WHAT THE TASK ASKS
Without the pictures, extract every line from the start of the material to the line containing "import React from", both ends included.
** begin DATASET CONTENT **
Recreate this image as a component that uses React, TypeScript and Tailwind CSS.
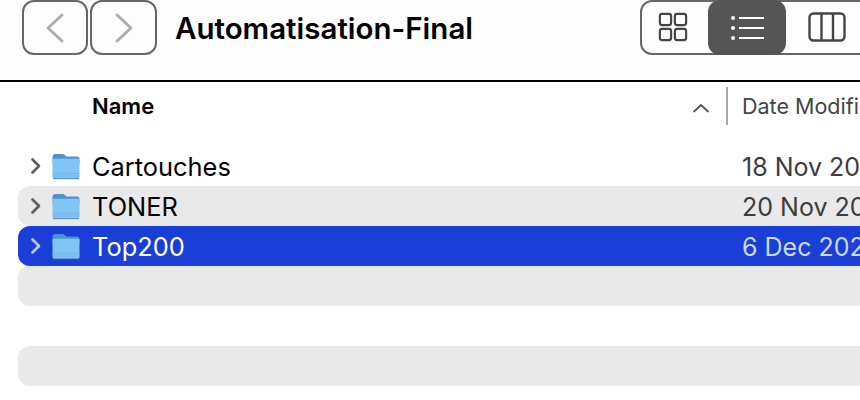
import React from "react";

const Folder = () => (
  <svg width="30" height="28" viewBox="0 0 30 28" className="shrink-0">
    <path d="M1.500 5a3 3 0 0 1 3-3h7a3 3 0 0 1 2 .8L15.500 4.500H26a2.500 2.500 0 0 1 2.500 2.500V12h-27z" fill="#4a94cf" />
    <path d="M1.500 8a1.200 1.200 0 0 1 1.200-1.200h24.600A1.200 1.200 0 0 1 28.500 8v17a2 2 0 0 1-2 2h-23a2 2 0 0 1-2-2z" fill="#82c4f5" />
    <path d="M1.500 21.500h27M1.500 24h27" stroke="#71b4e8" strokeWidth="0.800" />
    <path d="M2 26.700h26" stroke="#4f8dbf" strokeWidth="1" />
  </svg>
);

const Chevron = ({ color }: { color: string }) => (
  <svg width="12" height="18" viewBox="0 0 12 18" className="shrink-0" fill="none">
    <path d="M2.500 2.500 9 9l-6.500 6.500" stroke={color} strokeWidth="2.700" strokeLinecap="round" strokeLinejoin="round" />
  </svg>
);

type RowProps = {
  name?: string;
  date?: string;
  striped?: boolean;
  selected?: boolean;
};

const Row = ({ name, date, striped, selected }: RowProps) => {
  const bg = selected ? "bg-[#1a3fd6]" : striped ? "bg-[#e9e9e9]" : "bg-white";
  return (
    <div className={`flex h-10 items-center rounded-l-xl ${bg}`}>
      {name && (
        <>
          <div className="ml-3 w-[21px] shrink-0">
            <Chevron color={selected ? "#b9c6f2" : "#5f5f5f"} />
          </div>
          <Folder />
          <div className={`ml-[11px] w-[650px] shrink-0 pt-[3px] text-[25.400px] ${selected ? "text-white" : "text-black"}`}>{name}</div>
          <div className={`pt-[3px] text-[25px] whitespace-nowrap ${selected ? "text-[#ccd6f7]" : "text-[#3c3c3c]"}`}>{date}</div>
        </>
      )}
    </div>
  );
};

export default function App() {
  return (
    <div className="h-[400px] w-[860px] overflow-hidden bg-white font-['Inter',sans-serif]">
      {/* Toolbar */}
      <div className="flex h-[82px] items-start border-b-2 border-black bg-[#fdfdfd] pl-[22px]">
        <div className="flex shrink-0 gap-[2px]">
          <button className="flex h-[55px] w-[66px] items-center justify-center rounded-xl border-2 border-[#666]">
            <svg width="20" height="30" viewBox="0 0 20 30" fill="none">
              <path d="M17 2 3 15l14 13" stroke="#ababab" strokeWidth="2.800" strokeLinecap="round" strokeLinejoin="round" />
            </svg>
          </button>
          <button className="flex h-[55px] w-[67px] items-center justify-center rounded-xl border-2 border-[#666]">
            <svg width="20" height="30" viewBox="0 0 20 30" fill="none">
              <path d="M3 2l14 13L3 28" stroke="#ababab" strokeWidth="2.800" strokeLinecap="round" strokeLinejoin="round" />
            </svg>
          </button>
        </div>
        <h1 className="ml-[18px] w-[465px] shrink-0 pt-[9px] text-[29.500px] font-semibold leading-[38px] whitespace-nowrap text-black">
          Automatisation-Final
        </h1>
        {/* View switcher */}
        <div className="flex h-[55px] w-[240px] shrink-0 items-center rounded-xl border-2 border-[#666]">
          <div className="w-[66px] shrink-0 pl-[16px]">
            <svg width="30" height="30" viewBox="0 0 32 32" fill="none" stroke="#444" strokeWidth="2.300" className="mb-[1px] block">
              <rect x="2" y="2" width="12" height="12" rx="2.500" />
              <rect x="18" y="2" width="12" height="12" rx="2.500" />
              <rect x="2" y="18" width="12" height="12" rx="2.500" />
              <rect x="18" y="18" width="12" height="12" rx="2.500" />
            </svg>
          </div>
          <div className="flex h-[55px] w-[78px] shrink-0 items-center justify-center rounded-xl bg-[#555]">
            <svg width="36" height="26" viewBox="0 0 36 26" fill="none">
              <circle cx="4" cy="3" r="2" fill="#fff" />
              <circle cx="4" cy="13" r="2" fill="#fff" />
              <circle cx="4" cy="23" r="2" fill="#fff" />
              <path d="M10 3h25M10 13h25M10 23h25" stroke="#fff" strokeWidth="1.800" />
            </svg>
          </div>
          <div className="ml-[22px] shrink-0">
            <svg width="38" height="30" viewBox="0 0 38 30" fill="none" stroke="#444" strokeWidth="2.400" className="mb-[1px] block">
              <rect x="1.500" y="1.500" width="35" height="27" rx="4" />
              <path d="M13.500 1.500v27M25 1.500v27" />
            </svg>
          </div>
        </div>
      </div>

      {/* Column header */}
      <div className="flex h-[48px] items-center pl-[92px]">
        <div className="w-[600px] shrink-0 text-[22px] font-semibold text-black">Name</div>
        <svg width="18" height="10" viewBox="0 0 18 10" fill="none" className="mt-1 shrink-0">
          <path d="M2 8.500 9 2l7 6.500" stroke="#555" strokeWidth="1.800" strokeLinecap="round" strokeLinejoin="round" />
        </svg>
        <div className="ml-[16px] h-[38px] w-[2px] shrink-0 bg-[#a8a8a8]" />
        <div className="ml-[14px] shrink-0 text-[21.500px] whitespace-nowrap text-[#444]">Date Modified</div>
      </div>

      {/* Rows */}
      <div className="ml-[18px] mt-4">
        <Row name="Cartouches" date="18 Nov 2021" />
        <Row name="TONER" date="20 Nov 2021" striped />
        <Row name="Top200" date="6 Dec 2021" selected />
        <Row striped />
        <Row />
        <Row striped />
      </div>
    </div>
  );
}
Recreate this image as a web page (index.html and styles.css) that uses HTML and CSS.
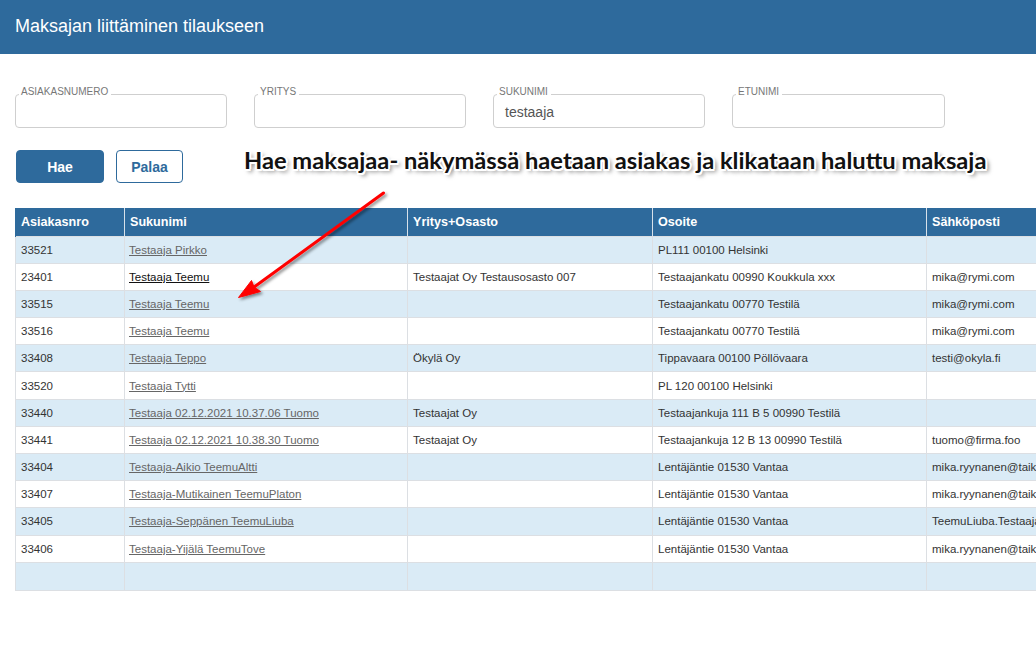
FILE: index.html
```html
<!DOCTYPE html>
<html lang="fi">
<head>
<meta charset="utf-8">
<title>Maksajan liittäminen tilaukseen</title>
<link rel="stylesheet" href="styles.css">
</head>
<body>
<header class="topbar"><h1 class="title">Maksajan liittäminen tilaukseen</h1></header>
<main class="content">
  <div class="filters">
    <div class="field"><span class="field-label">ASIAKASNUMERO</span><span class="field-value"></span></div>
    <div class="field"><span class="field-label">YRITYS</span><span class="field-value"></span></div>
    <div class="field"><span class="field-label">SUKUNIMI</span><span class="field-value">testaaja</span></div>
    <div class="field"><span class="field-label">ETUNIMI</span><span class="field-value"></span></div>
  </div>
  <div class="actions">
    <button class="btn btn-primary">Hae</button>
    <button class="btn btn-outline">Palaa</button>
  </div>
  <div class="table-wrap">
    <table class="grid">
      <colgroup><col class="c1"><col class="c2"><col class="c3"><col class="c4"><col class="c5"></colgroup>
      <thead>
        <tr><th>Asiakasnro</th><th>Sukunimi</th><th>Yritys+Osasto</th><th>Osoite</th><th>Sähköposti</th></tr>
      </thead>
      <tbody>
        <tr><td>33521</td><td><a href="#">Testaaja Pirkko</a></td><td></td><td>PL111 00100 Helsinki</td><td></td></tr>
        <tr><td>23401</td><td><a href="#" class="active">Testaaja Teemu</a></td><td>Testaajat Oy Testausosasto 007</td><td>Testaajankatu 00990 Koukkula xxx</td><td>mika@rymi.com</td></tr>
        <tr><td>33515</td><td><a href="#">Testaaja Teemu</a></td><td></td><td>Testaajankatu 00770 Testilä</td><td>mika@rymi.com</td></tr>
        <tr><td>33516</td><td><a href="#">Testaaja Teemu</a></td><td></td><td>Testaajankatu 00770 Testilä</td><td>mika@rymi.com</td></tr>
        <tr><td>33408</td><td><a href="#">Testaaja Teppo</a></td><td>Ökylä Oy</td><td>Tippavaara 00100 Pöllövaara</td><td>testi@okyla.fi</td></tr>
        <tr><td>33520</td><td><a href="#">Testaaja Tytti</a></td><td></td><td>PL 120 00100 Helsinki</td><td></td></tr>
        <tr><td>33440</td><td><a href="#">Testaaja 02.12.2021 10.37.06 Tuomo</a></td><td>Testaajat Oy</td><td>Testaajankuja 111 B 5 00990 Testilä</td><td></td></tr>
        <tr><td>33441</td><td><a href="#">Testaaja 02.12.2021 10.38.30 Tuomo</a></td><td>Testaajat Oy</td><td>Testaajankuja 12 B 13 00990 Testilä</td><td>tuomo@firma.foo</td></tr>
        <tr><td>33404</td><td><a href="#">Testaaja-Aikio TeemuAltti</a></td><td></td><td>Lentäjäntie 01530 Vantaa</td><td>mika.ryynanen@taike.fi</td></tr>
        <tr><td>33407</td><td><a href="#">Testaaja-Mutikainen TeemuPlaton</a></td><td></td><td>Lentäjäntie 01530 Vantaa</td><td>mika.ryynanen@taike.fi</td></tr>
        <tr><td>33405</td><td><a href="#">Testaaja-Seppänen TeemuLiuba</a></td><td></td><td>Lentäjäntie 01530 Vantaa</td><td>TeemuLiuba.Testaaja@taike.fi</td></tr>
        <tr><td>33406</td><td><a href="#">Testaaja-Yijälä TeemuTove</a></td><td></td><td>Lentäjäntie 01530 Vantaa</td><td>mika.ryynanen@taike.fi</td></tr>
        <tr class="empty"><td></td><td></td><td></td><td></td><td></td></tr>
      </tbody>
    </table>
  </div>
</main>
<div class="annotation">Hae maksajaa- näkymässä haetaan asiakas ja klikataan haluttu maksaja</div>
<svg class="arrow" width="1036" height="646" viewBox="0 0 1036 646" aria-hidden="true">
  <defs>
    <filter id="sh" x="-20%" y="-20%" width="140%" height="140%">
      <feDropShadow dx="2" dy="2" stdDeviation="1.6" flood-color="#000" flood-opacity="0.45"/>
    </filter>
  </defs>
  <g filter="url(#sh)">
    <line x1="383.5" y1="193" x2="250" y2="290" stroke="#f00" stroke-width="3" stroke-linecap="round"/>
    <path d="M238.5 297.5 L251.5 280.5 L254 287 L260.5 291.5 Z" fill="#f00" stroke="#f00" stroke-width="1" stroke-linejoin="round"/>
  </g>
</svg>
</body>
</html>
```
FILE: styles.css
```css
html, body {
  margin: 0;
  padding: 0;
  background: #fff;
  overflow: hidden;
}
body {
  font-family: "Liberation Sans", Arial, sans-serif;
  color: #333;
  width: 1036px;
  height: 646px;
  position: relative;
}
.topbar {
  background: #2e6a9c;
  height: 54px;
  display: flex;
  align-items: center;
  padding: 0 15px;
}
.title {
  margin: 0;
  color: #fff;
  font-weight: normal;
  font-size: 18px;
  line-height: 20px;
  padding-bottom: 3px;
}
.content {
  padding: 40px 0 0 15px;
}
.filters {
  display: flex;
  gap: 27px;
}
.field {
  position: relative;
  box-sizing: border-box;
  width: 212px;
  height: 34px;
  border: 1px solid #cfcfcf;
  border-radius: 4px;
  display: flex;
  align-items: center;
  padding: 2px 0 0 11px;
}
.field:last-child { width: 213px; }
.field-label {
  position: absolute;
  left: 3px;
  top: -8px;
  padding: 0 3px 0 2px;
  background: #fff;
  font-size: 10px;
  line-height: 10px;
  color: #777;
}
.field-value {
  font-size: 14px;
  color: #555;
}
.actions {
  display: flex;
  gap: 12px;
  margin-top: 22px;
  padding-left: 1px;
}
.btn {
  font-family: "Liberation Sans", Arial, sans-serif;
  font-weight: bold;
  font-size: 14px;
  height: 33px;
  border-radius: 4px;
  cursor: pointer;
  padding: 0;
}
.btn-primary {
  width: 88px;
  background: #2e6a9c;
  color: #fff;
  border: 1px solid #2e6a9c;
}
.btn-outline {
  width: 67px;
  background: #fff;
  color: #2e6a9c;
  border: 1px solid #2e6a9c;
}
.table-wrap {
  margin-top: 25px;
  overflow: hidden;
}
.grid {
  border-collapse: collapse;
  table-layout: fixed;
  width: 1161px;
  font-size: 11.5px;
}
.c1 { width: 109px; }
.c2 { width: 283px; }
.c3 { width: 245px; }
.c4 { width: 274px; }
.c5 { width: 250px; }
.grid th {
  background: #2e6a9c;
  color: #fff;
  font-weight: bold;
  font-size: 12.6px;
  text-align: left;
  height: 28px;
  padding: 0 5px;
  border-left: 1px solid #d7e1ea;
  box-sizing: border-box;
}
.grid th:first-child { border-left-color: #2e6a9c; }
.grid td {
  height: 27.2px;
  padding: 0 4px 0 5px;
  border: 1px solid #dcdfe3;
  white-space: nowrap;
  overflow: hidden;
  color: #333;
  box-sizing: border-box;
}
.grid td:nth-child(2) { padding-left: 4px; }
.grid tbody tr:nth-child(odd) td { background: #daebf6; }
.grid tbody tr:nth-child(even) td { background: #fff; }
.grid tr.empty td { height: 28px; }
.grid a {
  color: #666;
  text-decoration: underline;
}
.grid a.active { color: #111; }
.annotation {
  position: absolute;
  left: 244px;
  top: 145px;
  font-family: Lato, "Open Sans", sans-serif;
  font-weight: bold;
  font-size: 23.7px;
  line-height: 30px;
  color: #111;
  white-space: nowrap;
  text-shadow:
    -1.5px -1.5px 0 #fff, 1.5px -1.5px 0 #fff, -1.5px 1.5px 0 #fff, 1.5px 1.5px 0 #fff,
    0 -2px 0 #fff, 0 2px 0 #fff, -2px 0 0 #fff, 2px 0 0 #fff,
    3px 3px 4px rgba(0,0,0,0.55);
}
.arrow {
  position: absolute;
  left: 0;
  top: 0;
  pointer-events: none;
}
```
** end DATASET CONTENT **
OUTPUT OF THE TASK
Recreate this image as a component that uses React, TypeScript and Tailwind CSS.
import React from "react";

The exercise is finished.